La transition énergétique de l’Occident provoque une ruée vers le nickel dans les écosystèmes fragiles d’Indonésie. Parmi les principaux acteurs, une entreprise française accusée de faire disparaître un peuple autochtone.

Les batteries des véhicules électriques alimenteraient-elles un génocide dans les forêts d’Indonésie  ? L’ONG britannique Survival International, spécialisée dans les droits des peuples autochtones, sonne l’alarme à ce sujet depuis un an. Scène du crime : l’île d’Halmahera dans l’archipel des Moluques, où deux mondes sont en collision frontale.

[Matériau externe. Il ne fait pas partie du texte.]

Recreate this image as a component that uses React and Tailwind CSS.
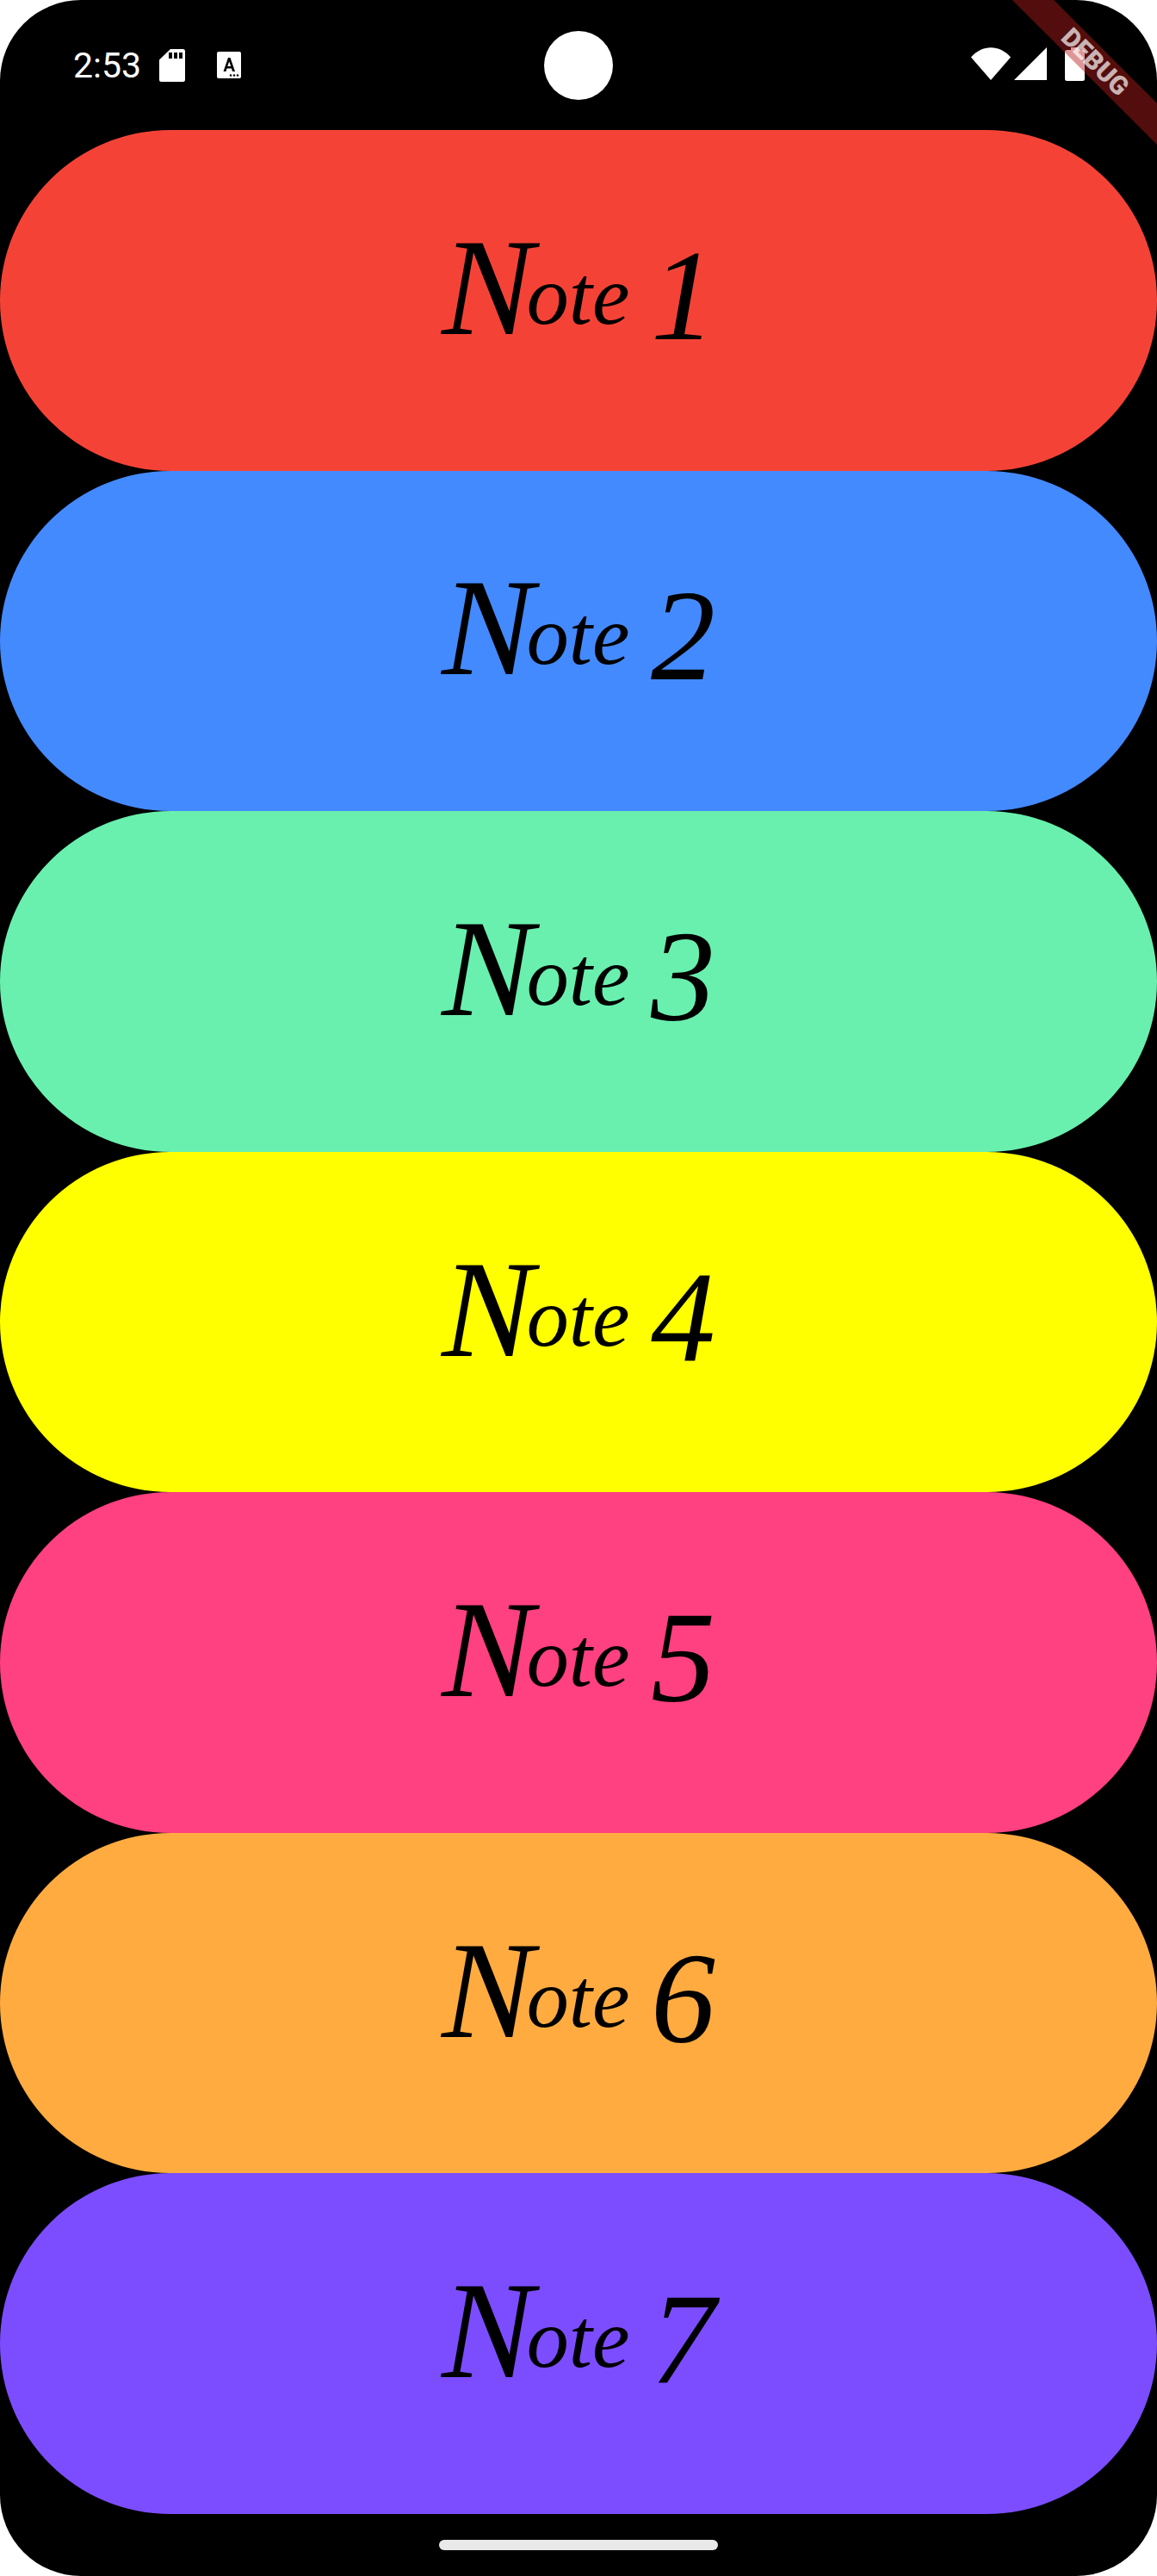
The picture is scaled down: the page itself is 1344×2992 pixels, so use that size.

Dans ces forêts primaires vit le peuple Hongana Manyawa dont une partie (300 à 500 individus, selon Survival) est « non contactée », c’est-à-dire qu’elle n’a aucun contact avec le reste du monde — à part quelques échanges avec les 2 500 membres sédentarisés de la tribu et des conflits avec les autres villageois. (...)

Sous ses pieds, le sol riche en nickel a attiré la société française Eramet. (...)

« Les Hongana Manyawa se considèrent partie intégrante de la forêt, et parcourent un vaste territoire afin de cueillir et chasser ce dont ils ont besoin pour vivre », explique Callum Russell, responsable de la zone Asie pour Survival. Or, l’ONG estime que 75 % de la concession d’Eramet (qui totalise 45 000 ha) chevauche ce territoire. Ce qui crée des frictions : une vidéo publiée par Survival montre deux hommes vêtus d’un pagne blanc s’approcher bâton en main des employés d’une compagnie forestière pour leur signifier leur déplaisir.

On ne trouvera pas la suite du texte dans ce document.